Tokyo String Quartet
- Beethoven Quartets, Op. 127 & 130
- Music Toronto
- At the Jane Mallett Theatre in Toronto on Thursday
Writing a 1968 double-barrelled review of Joseph Kerman's book The Beethoven Quartets and, tangentially, of the late quartets themselves, Igor Stravinsky, the 20th century's greatest composer, averred: "These quartets are my highest articles of musical belief ... as indispensable to the ways and meanings of art ... as temperature is to life."
The Tokyo String Quartet, in the fifth concert of its six-concert cycle of the complete Beethoven Quartets (there are 17 of them, if one counts the Great Fugue as a separate piece), performed two of the late ones for Music Toronto on Thursday night.
Fit, classy, seasoned, impeccable, the Tokyo scaled the dizzying heights of that Mount Everest of the repertoire - the Quartet in B-flat, Op. 130, with its original finale in place, the nearly insurmountable, bow-shredding Great Fugue - and never put a foot wrong.
One approaches with some trepidation performances by a group that has been before the public for more than 40 years: We can admire their solidly won fame and full measure of experience, but fear the possibility of the mailed-in, the jaded, the stale.

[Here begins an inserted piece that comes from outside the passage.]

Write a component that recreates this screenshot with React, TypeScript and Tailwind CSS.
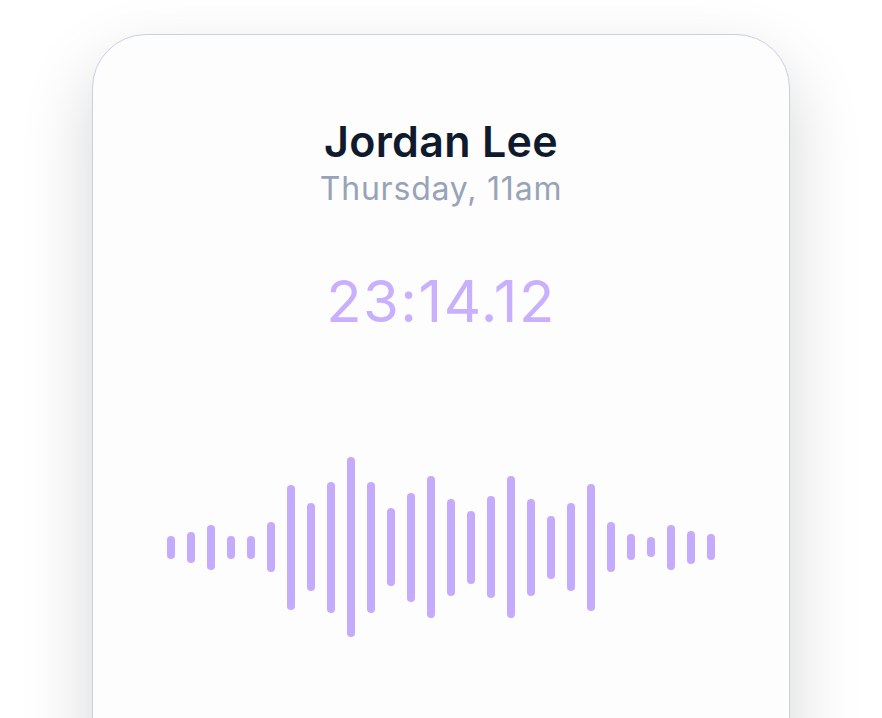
const bars = [23, 31, 45, 23, 23, 50, 125, 88, 131, 180, 131, 78, 109, 142, 97, 73, 102, 142, 97, 63, 88, 127, 50, 26, 20, 45, 33, 26];

export default function App() {
  return (
    <div className="h-[718px] w-full overflow-hidden bg-white font-['Inter',sans-serif]">
      <div className="flex justify-center pt-[34px]">
        <div className="flex h-[800px] w-[698px] flex-col items-center rounded-[54px] border border-[#c9d0df] bg-[#fdfdfe] pt-[79px] shadow-[0_30px_70px_rgba(0,0,0,0.17)]">
          <h1 className="text-[43px] font-semibold leading-[54px] tracking-[0.3px] text-[#0f1b2d]">Jordan Lee</h1>
          <p className="mt-px text-[32px] leading-[40px] tracking-[0.8px] text-[#98a3b8]">Thursday, 11am</p>
          <p className="mt-[57px] text-[58px] leading-[70px] tracking-[1.5px] text-[#c9b0fd]">23:14.12</p>
          <div className="mt-[120px] flex h-[182px] items-center gap-[12px]">
            {bars.map((h, i) => (
              <div key={i} className="w-[8px] rounded-full bg-[#c5abfb]" style={{ height: h }} />
            ))}
          </div>
        </div>
      </div>
    </div>
  );
}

No such fears were realized Thursday. Not only was the Tokyo's Opus 130 vigorous, limber and fresh, but its Opus 127, which opened the evening, also had a reading both fine and luminous. To be sure, the Tokyo's players have undergone change. Only Japanese violist Kazuhide Isomura remains of the founding four from 1969. Japanese second violin Kikuei Ikeda came on board in 1974, English cellist Clive Greensmith in 1999, and Canadian first violin Martin Beaver in 2002.
This group has reached an ideal balance in their thinking and their individual virtuosities, and they brought much intuitive strength to their readings of this marvellous music.
The poised and lyrical Opus 127, with the sober and songful variations of its beautiful second movement - Adagio - and the focal Vesuvian zest of its glittering third (Scherzando vivace) sat securely and sharply contrasted in the Tokyo's performance.
All six movements of the phenomenal Opus 130, including the restored finale, the Great Fugue, found perfect individuality within an astonishing integrity. The second-movement scherzo (Presto) and the gently buoyant fourth movement (Alla danza tedesca) alleviate with childlike grace the iconoclastic tensions of the opening movement (Adagio/Allegro) and the sixth movement, the violent storm of the Great Fugue. The gracious third movement (Andante) and the ravishing fifth (the famous Cavatina; on this occasion very movingly played) interject two kinds of repose: simple and profound.
The best aspect of the Tokyo's communication of this extraordinary quartet was that it seemed to convey Beethoven's reasons for its unprecedented six-movement design, so that even the grossly prolonged hybrid of contrapuntal freedom and variational transformation that is the Great Fugue came across, if not as natural, then as supernatural.
One could only agree with Stravinsky that this final, shocking effusion of unchained genius is "an absolutely contemporary piece of music that will be contemporary forever"; and with the Tokyo Quartet, who have decided that it belongs back in the work for which Beethoven originally conceived it before substituting a milder finale and publishing the fugue separately as Op. 133. It was good to hear it in its rightful home.